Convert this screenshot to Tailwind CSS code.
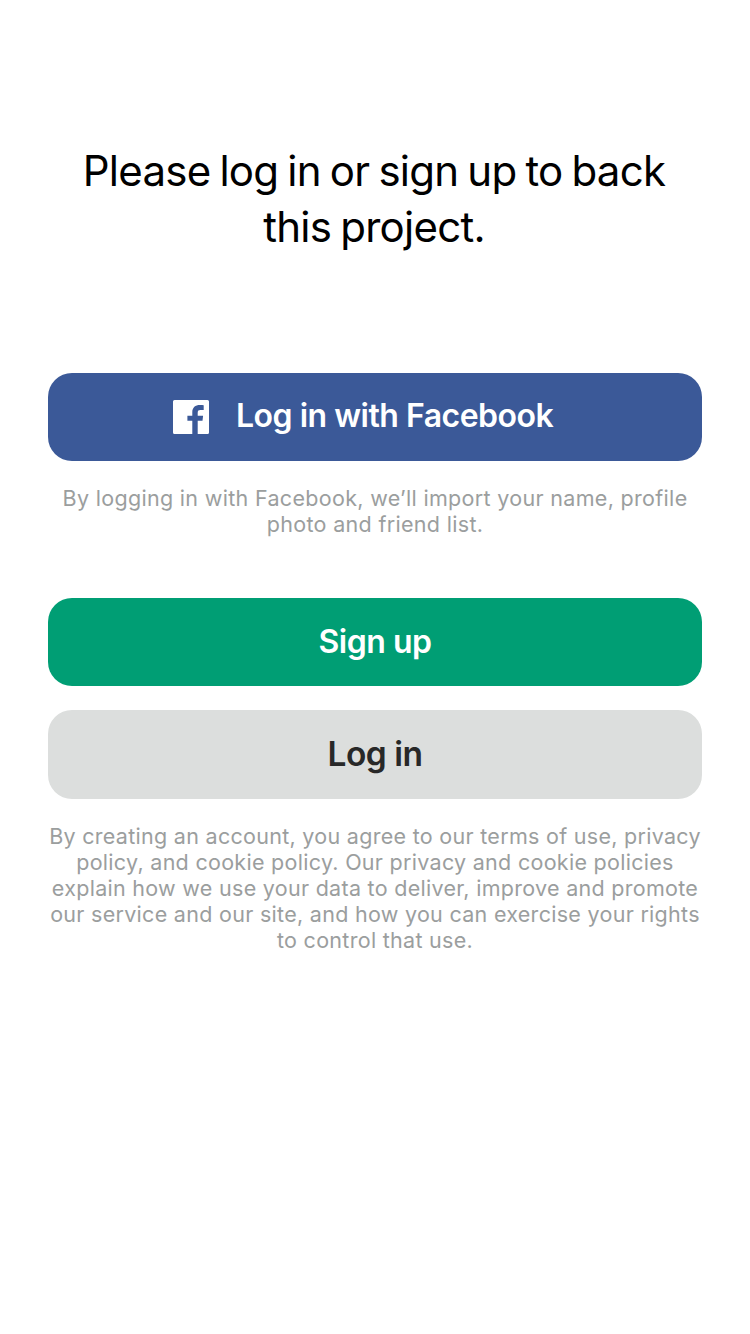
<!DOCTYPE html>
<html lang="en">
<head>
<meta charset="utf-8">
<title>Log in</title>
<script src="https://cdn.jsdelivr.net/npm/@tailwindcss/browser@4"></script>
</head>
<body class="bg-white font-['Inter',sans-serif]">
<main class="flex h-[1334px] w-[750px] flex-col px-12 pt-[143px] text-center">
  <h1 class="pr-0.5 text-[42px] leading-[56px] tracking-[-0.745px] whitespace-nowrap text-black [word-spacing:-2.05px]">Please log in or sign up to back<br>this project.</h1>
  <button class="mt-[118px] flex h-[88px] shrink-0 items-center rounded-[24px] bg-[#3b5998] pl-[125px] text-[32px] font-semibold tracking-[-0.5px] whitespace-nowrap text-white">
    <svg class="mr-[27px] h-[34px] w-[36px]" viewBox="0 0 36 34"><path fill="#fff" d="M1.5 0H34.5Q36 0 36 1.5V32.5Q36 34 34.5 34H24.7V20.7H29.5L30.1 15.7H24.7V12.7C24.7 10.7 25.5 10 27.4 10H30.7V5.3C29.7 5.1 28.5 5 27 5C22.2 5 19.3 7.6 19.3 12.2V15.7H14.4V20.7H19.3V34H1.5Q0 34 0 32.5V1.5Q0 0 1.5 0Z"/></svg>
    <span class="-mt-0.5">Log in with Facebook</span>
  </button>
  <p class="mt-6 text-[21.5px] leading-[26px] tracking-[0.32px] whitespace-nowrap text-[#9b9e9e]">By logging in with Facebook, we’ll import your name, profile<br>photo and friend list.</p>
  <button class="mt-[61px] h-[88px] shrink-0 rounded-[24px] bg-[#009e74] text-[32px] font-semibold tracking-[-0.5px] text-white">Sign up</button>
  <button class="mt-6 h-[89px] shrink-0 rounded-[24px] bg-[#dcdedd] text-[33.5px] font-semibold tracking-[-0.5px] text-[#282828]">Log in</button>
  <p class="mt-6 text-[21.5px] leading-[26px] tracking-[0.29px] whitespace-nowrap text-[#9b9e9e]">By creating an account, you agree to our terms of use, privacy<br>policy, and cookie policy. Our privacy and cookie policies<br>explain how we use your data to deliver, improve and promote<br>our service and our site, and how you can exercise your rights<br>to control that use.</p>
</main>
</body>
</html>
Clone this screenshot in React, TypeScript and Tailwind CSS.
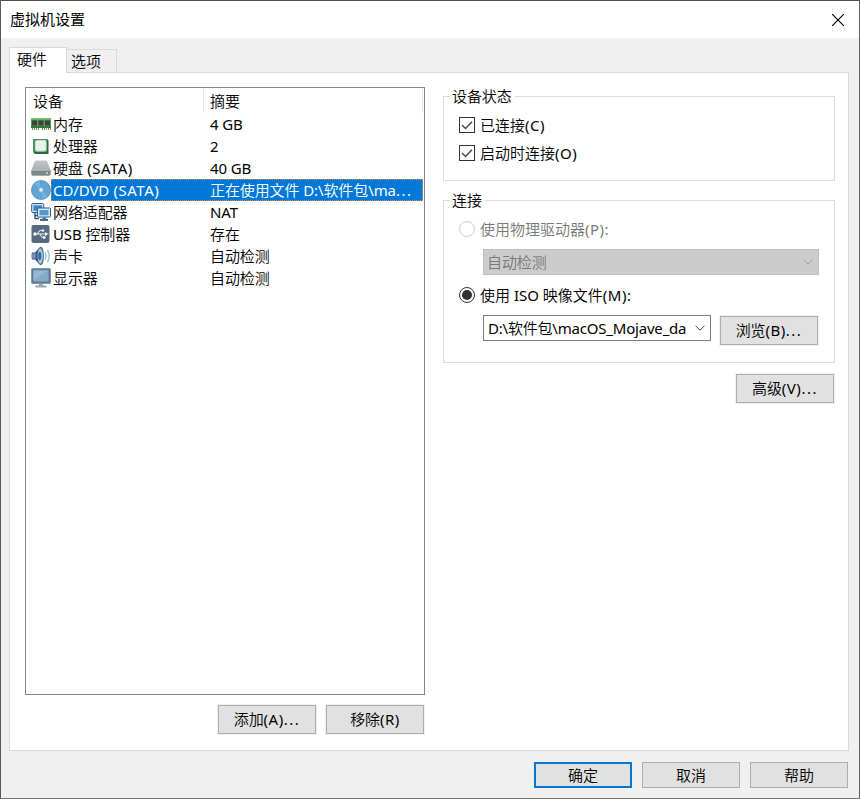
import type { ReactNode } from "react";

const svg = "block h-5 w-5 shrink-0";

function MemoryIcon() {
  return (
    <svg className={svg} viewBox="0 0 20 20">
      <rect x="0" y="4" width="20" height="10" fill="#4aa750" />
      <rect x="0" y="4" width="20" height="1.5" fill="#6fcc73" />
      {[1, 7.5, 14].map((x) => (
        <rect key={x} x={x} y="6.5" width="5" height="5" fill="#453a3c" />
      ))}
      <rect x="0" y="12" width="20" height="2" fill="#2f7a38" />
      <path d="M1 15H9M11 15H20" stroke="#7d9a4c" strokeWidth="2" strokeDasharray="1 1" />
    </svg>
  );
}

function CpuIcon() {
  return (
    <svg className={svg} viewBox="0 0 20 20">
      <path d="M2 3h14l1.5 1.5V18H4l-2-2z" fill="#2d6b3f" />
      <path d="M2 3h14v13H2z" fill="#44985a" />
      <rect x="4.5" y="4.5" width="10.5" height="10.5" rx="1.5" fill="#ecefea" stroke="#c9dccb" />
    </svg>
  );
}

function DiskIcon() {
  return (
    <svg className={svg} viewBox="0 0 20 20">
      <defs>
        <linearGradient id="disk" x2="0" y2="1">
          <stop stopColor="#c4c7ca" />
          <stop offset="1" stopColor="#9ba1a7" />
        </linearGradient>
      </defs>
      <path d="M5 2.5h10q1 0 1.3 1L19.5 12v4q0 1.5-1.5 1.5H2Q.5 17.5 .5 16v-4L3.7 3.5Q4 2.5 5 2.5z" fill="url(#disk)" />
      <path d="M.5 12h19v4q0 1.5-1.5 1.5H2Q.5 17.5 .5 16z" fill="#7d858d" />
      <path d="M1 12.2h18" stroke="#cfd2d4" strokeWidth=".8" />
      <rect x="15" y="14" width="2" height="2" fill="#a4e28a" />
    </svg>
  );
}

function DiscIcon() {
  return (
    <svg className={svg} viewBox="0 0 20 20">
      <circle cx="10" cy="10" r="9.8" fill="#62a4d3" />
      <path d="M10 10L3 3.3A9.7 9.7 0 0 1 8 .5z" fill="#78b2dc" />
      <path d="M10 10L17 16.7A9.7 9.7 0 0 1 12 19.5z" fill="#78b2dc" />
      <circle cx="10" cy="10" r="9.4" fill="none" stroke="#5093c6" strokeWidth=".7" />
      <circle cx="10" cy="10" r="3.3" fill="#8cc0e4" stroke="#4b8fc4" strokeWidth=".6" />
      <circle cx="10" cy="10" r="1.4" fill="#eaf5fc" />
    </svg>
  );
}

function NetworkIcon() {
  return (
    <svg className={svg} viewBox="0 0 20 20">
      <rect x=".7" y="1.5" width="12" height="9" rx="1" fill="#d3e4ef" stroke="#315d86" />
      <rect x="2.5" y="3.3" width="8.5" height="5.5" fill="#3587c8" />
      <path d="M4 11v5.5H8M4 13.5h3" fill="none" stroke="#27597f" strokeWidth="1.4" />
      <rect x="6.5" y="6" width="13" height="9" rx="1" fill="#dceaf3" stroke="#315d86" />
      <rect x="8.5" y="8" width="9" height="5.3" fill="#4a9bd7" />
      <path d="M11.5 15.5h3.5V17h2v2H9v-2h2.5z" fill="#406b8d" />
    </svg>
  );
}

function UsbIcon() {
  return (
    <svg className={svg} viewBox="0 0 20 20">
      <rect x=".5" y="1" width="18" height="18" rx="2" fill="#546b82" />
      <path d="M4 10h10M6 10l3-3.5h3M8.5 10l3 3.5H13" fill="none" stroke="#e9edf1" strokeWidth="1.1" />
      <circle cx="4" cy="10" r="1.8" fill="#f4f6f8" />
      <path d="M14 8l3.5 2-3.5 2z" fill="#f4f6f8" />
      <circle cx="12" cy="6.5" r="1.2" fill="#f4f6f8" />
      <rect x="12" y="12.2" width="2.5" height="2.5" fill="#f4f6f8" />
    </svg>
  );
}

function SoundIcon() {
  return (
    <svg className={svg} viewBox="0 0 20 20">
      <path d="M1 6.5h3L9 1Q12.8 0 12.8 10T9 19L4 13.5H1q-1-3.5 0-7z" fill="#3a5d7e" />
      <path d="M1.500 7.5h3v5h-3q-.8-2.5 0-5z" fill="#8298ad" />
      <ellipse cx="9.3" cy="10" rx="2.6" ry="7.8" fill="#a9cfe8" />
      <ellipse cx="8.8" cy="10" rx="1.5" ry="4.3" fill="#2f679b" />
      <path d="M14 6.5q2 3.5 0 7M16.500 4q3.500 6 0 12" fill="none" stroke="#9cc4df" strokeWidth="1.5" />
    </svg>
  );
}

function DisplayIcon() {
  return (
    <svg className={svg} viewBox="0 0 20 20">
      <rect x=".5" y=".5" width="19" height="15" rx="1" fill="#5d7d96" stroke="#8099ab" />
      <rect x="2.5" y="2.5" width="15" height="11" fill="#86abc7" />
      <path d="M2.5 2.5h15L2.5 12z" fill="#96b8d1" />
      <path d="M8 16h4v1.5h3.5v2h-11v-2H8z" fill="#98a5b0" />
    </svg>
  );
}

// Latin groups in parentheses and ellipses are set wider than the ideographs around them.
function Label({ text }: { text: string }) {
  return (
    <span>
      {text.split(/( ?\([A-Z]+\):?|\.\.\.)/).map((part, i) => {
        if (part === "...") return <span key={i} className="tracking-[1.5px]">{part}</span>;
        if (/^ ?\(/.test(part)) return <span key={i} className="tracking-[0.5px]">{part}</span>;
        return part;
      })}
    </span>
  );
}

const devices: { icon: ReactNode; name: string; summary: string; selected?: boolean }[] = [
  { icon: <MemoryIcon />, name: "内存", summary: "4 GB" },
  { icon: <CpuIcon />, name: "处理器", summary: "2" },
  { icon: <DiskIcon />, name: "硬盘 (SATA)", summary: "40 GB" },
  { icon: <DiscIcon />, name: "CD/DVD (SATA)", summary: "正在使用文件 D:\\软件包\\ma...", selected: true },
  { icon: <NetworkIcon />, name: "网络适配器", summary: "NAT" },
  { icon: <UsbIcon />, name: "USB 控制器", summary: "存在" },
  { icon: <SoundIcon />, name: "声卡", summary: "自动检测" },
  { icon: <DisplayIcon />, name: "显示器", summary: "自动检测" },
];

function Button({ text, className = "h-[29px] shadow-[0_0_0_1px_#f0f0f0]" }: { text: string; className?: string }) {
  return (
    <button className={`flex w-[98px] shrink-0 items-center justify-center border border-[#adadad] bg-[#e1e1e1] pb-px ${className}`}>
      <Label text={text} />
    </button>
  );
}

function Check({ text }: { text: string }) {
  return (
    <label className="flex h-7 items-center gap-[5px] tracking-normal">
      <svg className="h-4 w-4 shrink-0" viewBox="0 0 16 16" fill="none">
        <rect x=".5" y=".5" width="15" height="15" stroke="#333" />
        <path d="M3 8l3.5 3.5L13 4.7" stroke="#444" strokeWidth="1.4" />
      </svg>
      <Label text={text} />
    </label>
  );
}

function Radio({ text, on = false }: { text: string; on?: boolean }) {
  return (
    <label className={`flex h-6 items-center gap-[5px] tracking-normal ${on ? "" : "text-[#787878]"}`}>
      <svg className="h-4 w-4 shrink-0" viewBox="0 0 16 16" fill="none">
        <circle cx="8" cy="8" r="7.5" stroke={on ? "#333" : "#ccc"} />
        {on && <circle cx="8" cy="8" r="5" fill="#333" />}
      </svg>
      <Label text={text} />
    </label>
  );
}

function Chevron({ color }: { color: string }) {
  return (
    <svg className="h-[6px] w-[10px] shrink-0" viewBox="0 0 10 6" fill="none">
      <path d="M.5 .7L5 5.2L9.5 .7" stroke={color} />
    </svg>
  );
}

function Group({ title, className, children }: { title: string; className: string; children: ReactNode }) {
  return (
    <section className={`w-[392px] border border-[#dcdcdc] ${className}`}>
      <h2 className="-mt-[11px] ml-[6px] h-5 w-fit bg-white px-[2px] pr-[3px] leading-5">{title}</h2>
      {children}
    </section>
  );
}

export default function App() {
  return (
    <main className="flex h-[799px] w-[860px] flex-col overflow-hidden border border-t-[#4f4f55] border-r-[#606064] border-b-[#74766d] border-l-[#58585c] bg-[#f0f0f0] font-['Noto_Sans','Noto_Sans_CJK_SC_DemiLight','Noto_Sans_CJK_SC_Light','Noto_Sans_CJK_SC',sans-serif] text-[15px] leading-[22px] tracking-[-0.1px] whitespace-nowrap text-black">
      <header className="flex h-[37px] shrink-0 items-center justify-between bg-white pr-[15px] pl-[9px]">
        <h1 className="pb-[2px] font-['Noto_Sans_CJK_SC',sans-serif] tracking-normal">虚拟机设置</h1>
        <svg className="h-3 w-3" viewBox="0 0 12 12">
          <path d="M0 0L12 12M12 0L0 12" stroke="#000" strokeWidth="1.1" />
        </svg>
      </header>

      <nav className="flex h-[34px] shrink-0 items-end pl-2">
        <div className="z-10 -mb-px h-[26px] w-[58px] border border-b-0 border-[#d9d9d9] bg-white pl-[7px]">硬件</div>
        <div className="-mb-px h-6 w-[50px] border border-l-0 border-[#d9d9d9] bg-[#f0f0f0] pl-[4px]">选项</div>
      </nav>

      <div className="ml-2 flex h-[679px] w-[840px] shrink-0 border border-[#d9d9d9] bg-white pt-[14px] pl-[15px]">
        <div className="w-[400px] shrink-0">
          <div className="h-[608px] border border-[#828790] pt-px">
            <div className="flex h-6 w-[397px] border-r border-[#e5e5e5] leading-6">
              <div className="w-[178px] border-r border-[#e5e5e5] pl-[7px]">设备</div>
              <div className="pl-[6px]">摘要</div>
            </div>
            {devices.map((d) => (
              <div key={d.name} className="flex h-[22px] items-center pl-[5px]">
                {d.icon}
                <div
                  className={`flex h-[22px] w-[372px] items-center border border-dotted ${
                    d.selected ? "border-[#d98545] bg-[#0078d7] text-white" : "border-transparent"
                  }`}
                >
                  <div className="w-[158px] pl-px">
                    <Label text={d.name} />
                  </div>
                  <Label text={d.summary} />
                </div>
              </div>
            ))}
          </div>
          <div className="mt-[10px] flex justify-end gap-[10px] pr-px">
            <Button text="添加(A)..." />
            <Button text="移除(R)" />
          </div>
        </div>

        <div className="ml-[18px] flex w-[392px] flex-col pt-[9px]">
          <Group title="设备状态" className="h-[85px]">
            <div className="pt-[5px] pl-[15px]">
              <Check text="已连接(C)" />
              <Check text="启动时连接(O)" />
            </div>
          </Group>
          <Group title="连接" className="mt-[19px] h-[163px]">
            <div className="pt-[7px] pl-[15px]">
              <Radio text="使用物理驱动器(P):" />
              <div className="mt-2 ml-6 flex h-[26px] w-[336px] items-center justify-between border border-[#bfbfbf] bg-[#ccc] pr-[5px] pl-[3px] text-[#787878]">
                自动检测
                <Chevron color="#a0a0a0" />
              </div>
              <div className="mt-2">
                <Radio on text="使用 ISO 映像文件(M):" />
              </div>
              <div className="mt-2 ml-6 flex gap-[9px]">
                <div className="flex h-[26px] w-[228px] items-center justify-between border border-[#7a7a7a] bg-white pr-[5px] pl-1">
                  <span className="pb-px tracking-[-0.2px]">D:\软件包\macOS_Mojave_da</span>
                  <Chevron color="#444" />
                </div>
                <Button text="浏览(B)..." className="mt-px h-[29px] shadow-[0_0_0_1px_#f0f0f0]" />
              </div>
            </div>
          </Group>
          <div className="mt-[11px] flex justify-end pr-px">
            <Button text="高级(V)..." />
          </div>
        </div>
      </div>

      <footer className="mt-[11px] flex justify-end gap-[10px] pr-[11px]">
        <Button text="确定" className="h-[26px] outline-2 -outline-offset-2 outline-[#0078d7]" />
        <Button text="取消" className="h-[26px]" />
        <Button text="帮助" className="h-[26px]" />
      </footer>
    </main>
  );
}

# SHORT TASK:
Each line with the string "this" in it needs to be found and copied.

# PROBLEM SOLUTION:
Convert this screenshot to Tailwind CSS code.
  <h1 class="pr-0.5 text-[42px] leading-[56px] tracking-[-0.745px] whitespace-nowrap text-black [word-spacing:-2.05px]">Please log in or sign up to back<br>this project.</h1>
Clone this screenshot in React, TypeScript and Tailwind CSS.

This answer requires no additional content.